→ **Task to carry out**
Transcribe every line exactly and omit anything that is a picture.

→ **Supplied data**
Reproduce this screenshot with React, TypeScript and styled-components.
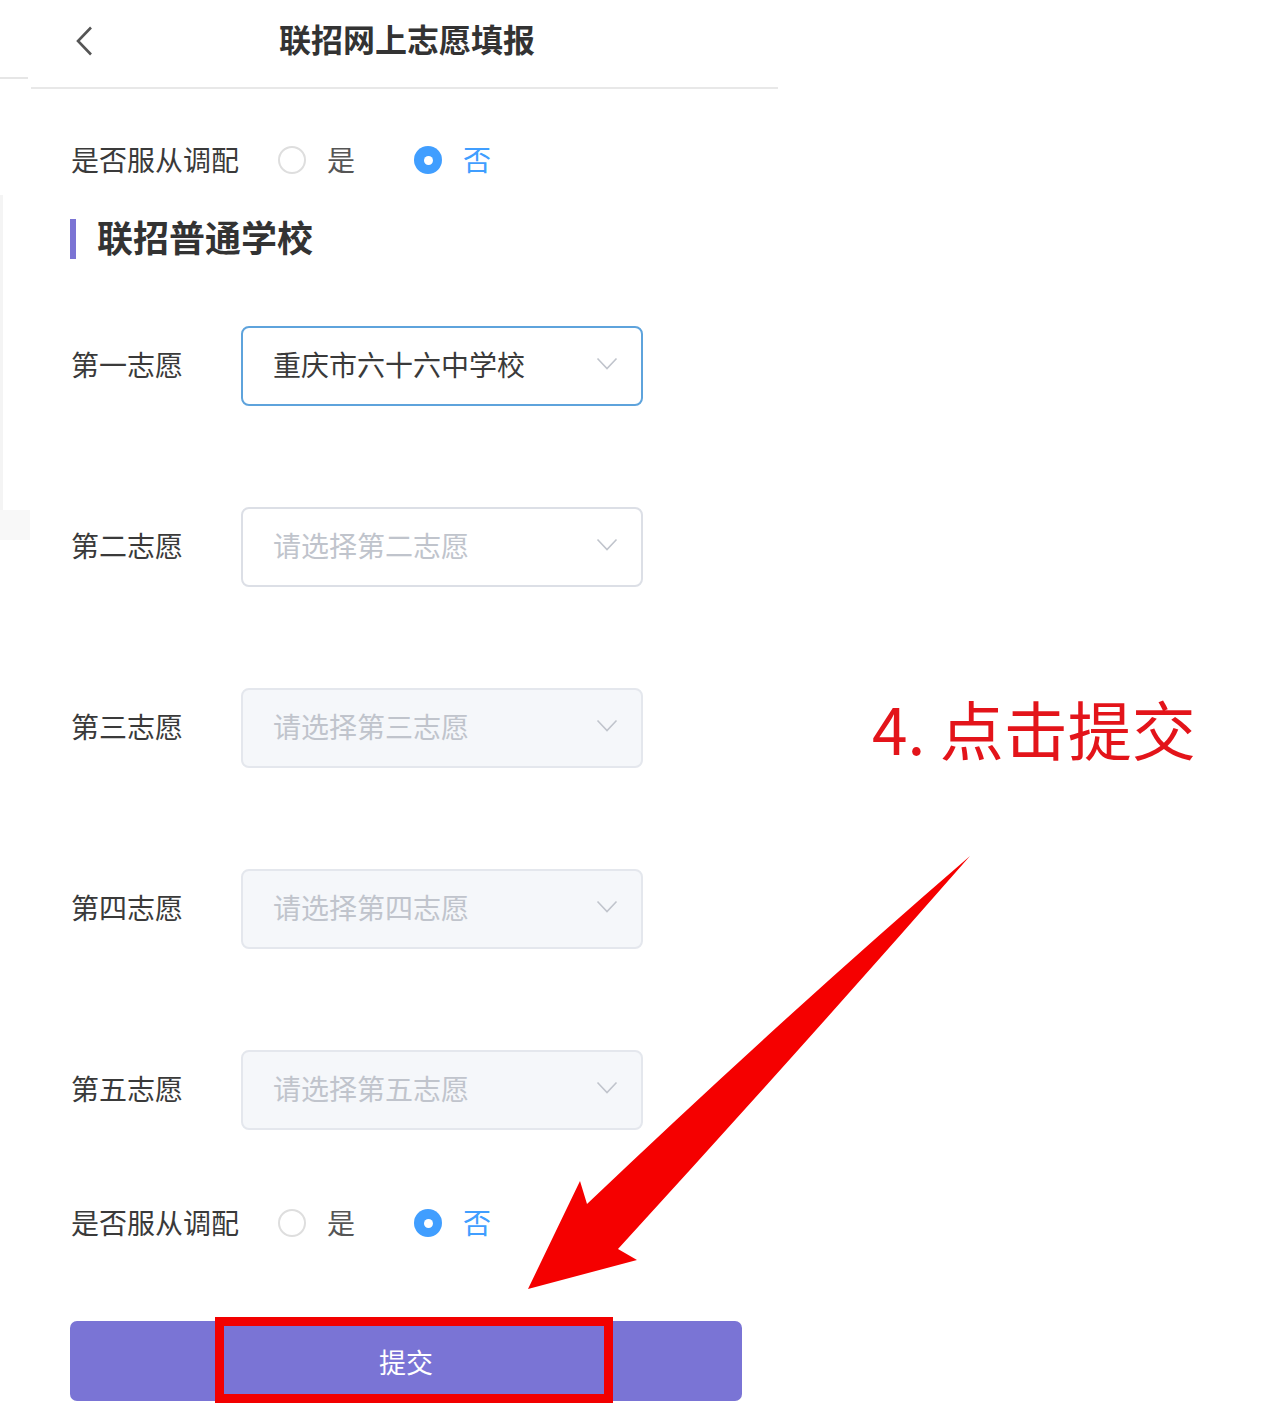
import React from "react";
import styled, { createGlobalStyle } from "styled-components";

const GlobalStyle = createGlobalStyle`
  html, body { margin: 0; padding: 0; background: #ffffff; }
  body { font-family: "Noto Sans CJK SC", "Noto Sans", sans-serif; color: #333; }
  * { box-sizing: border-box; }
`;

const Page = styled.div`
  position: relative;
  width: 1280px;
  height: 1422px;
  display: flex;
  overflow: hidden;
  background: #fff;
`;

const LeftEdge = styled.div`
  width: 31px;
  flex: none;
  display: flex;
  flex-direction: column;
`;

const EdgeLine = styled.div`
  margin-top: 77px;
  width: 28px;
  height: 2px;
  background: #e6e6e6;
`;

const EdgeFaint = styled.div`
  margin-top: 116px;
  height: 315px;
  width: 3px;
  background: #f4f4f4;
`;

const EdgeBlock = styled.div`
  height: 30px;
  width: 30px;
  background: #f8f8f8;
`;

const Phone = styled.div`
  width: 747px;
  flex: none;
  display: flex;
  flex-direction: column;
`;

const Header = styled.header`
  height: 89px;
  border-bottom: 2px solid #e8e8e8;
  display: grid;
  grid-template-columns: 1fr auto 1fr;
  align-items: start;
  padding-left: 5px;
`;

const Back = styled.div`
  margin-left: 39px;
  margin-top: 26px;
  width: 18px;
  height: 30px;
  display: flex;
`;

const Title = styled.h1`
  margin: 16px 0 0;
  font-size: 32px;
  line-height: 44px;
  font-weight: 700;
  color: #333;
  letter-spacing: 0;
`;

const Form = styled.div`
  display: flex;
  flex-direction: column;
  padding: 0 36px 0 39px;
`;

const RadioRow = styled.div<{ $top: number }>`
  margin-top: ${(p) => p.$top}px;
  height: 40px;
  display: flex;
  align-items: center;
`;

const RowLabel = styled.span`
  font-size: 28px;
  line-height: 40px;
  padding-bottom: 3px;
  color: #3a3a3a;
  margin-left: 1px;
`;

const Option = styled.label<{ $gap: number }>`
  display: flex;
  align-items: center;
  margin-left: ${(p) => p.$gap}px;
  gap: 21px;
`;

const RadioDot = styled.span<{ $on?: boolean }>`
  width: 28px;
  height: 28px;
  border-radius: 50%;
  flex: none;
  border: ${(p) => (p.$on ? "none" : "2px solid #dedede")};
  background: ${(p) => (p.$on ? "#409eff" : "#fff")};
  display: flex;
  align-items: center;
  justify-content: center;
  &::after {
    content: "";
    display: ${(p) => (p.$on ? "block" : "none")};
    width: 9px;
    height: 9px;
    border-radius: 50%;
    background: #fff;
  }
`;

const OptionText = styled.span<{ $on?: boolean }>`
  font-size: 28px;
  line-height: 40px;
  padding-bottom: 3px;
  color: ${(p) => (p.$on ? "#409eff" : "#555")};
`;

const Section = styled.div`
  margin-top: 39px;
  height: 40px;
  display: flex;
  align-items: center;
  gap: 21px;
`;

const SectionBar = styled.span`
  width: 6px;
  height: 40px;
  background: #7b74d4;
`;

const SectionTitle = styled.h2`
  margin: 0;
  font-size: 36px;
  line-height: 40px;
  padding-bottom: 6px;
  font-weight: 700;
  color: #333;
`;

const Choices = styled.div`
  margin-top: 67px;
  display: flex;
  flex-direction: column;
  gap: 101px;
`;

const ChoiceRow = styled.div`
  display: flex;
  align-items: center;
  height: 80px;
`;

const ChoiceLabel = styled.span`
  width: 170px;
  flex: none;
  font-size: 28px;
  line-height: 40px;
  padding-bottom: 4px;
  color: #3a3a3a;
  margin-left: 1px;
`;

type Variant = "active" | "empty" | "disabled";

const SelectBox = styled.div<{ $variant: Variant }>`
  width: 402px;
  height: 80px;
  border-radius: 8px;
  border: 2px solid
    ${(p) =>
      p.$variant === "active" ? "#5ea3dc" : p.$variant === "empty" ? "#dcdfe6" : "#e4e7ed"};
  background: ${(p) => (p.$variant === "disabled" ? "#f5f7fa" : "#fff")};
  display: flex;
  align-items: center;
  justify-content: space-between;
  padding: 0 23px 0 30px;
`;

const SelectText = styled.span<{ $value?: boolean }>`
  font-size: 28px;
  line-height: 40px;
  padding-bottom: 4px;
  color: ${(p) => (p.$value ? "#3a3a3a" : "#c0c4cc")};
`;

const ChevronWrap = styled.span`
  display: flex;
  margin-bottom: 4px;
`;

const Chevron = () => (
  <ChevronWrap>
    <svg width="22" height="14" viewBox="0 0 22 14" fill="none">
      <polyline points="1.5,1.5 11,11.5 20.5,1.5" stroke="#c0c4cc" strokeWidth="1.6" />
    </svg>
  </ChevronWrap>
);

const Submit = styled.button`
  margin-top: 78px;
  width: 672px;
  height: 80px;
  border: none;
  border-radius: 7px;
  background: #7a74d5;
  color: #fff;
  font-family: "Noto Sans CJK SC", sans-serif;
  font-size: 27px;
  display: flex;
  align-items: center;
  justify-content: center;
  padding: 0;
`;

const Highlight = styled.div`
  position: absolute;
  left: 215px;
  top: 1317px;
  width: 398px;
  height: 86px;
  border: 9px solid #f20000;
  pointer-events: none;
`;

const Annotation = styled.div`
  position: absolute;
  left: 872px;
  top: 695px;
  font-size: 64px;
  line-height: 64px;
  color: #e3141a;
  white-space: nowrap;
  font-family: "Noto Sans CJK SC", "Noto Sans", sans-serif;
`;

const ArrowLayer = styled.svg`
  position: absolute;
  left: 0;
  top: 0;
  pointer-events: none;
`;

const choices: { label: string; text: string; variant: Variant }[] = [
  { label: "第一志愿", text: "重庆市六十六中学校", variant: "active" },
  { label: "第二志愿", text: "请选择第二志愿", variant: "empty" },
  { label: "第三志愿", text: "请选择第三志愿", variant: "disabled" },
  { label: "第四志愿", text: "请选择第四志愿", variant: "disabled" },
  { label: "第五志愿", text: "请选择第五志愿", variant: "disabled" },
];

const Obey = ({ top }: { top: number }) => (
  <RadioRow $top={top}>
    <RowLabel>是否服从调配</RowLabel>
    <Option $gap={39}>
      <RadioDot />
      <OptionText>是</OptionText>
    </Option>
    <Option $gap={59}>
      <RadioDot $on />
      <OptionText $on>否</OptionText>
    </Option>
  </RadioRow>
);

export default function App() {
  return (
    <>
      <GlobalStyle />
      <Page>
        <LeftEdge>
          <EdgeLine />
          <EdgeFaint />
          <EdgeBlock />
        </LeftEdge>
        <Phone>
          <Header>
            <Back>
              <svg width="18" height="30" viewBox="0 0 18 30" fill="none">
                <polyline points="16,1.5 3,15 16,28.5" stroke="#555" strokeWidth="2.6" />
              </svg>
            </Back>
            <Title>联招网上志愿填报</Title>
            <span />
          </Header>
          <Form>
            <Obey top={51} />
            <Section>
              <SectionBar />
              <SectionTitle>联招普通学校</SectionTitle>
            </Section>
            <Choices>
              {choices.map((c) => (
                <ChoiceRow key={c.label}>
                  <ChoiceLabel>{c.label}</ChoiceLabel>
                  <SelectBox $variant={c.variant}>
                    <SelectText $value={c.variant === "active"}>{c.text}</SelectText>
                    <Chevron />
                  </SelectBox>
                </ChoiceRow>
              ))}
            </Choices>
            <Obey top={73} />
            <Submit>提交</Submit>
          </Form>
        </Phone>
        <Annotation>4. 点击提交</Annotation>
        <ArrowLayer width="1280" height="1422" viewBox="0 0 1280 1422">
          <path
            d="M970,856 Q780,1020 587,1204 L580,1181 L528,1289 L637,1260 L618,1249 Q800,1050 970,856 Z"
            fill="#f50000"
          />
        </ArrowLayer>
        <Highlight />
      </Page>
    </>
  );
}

→ **Exercise answer**
Reproduce this screenshot with React, TypeScript and styled-components.
import React from "react";
import styled, { createGlobalStyle } from "styled-components";

const GlobalStyle = createGlobalStyle`
  html, body { margin: 0; padding: 0; background: #ffffff; }
  body { font-family: "Noto Sans CJK SC", "Noto Sans", sans-serif; color: #333; }
  * { box-sizing: border-box; }
`;

const Page = styled.div`
  position: relative;
  width: 1280px;
  height: 1422px;
  display: flex;
  overflow: hidden;
  background: #fff;
`;

const LeftEdge = styled.div`
  width: 31px;
  flex: none;
  display: flex;
  flex-direction: column;
`;

const EdgeLine = styled.div`
  margin-top: 77px;
  width: 28px;
  height: 2px;
  background: #e6e6e6;
`;

const EdgeFaint = styled.div`
  margin-top: 116px;
  height: 315px;
  width: 3px;
  background: #f4f4f4;
`;

const EdgeBlock = styled.div`
  height: 30px;
  width: 30px;
  background: #f8f8f8;
`;

const Phone = styled.div`
  width: 747px;
  flex: none;
  display: flex;
  flex-direction: column;
`;

const Header = styled.header`
  height: 89px;
  border-bottom: 2px solid #e8e8e8;
  display: grid;
  grid-template-columns: 1fr auto 1fr;
  align-items: start;
  padding-left: 5px;
`;

const Back = styled.div`
  margin-left: 39px;
  margin-top: 26px;
  width: 18px;
  height: 30px;
  display: flex;
`;

const Title = styled.h1`
  margin: 16px 0 0;
  font-size: 32px;
  line-height: 44px;
  font-weight: 700;
  color: #333;
  letter-spacing: 0;
`;

const Form = styled.div`
  display: flex;
  flex-direction: column;
  padding: 0 36px 0 39px;
`;

const RadioRow = styled.div<{ $top: number }>`
  margin-top: ${(p) => p.$top}px;
  height: 40px;
  display: flex;
  align-items: center;
`;

const RowLabel = styled.span`
  font-size: 28px;
  line-height: 40px;
  padding-bottom: 3px;
  color: #3a3a3a;
  margin-left: 1px;
`;

const Option = styled.label<{ $gap: number }>`
  display: flex;
  align-items: center;
  margin-left: ${(p) => p.$gap}px;
  gap: 21px;
`;

const RadioDot = styled.span<{ $on?: boolean }>`
  width: 28px;
  height: 28px;
  border-radius: 50%;
  flex: none;
  border: ${(p) => (p.$on ? "none" : "2px solid #dedede")};
  background: ${(p) => (p.$on ? "#409eff" : "#fff")};
  display: flex;
  align-items: center;
  justify-content: center;
  &::after {
    content: "";
    display: ${(p) => (p.$on ? "block" : "none")};
    width: 9px;
    height: 9px;
    border-radius: 50%;
    background: #fff;
  }
`;

const OptionText = styled.span<{ $on?: boolean }>`
  font-size: 28px;
  line-height: 40px;
  padding-bottom: 3px;
  color: ${(p) => (p.$on ? "#409eff" : "#555")};
`;

const Section = styled.div`
  margin-top: 39px;
  height: 40px;
  display: flex;
  align-items: center;
  gap: 21px;
`;

const SectionBar = styled.span`
  width: 6px;
  height: 40px;
  background: #7b74d4;
`;

const SectionTitle = styled.h2`
  margin: 0;
  font-size: 36px;
  line-height: 40px;
  padding-bottom: 6px;
  font-weight: 700;
  color: #333;
`;

const Choices = styled.div`
  margin-top: 67px;
  display: flex;
  flex-direction: column;
  gap: 101px;
`;

const ChoiceRow = styled.div`
  display: flex;
  align-items: center;
  height: 80px;
`;

const ChoiceLabel = styled.span`
  width: 170px;
  flex: none;
  font-size: 28px;
  line-height: 40px;
  padding-bottom: 4px;
  color: #3a3a3a;
  margin-left: 1px;
`;

type Variant = "active" | "empty" | "disabled";

const SelectBox = styled.div<{ $variant: Variant }>`
  width: 402px;
  height: 80px;
  border-radius: 8px;
  border: 2px solid
    ${(p) =>
      p.$variant === "active" ? "#5ea3dc" : p.$variant === "empty" ? "#dcdfe6" : "#e4e7ed"};
  background: ${(p) => (p.$variant === "disabled" ? "#f5f7fa" : "#fff")};
  display: flex;
  align-items: center;
  justify-content: space-between;
  padding: 0 23px 0 30px;
`;

const SelectText = styled.span<{ $value?: boolean }>`
  font-size: 28px;
  line-height: 40px;
  padding-bottom: 4px;
  color: ${(p) => (p.$value ? "#3a3a3a" : "#c0c4cc")};
`;

const ChevronWrap = styled.span`
  display: flex;
  margin-bottom: 4px;
`;

const Chevron = () => (
  <ChevronWrap>
    <svg width="22" height="14" viewBox="0 0 22 14" fill="none">
      <polyline points="1.5,1.5 11,11.5 20.5,1.5" stroke="#c0c4cc" strokeWidth="1.6" />
    </svg>
  </ChevronWrap>
);

const Submit = styled.button`
  margin-top: 78px;
  width: 672px;
  height: 80px;
  border: none;
  border-radius: 7px;
  background: #7a74d5;
  color: #fff;
  font-family: "Noto Sans CJK SC", sans-serif;
  font-size: 27px;
  display: flex;
  align-items: center;
  justify-content: center;
  padding: 0;
`;

const Highlight = styled.div`
  position: absolute;
  left: 215px;
  top: 1317px;
  width: 398px;
  height: 86px;
  border: 9px solid #f20000;
  pointer-events: none;
`;

const Annotation = styled.div`
  position: absolute;
  left: 872px;
  top: 695px;
  font-size: 64px;
  line-height: 64px;
  color: #e3141a;
  white-space: nowrap;
  font-family: "Noto Sans CJK SC", "Noto Sans", sans-serif;
`;

const ArrowLayer = styled.svg`
  position: absolute;
  left: 0;
  top: 0;
  pointer-events: none;
`;

const choices: { label: string; text: string; variant: Variant }[] = [
  { label: "第一志愿", text: "重庆市六十六中学校", variant: "active" },
  { label: "第二志愿", text: "请选择第二志愿", variant: "empty" },
  { label: "第三志愿", text: "请选择第三志愿", variant: "disabled" },
  { label: "第四志愿", text: "请选择第四志愿", variant: "disabled" },
  { label: "第五志愿", text: "请选择第五志愿", variant: "disabled" },
];

const Obey = ({ top }: { top: number }) => (
  <RadioRow $top={top}>
    <RowLabel>是否服从调配</RowLabel>
    <Option $gap={39}>
      <RadioDot />
      <OptionText>是</OptionText>
    </Option>
    <Option $gap={59}>
      <RadioDot $on />
      <OptionText $on>否</OptionText>
    </Option>
  </RadioRow>
);

export default function App() {
  return (
    <>
      <GlobalStyle />
      <Page>
        <LeftEdge>
          <EdgeLine />
          <EdgeFaint />
          <EdgeBlock />
        </LeftEdge>
        <Phone>
          <Header>
            <Back>
              <svg width="18" height="30" viewBox="0 0 18 30" fill="none">
                <polyline points="16,1.5 3,15 16,28.5" stroke="#555" strokeWidth="2.6" />
              </svg>
            </Back>
            <Title>联招网上志愿填报</Title>
            <span />
          </Header>
          <Form>
            <Obey top={51} />
            <Section>
              <SectionBar />
              <SectionTitle>联招普通学校</SectionTitle>
            </Section>
            <Choices>
              {choices.map((c) => (
                <ChoiceRow key={c.label}>
                  <ChoiceLabel>{c.label}</ChoiceLabel>
                  <SelectBox $variant={c.variant}>
                    <SelectText $value={c.variant === "active"}>{c.text}</SelectText>
                    <Chevron />
                  </SelectBox>
                </ChoiceRow>
              ))}
            </Choices>
            <Obey top={73} />
            <Submit>提交</Submit>
          </Form>
        </Phone>
        <Annotation>4. 点击提交</Annotation>
        <ArrowLayer width="1280" height="1422" viewBox="0 0 1280 1422">
          <path
            d="M970,856 Q780,1020 587,1204 L580,1181 L528,1289 L637,1260 L618,1249 Q800,1050 970,856 Z"
            fill="#f50000"
          />
        </ArrowLayer>
        <Highlight />
      </Page>
    </>
  );
}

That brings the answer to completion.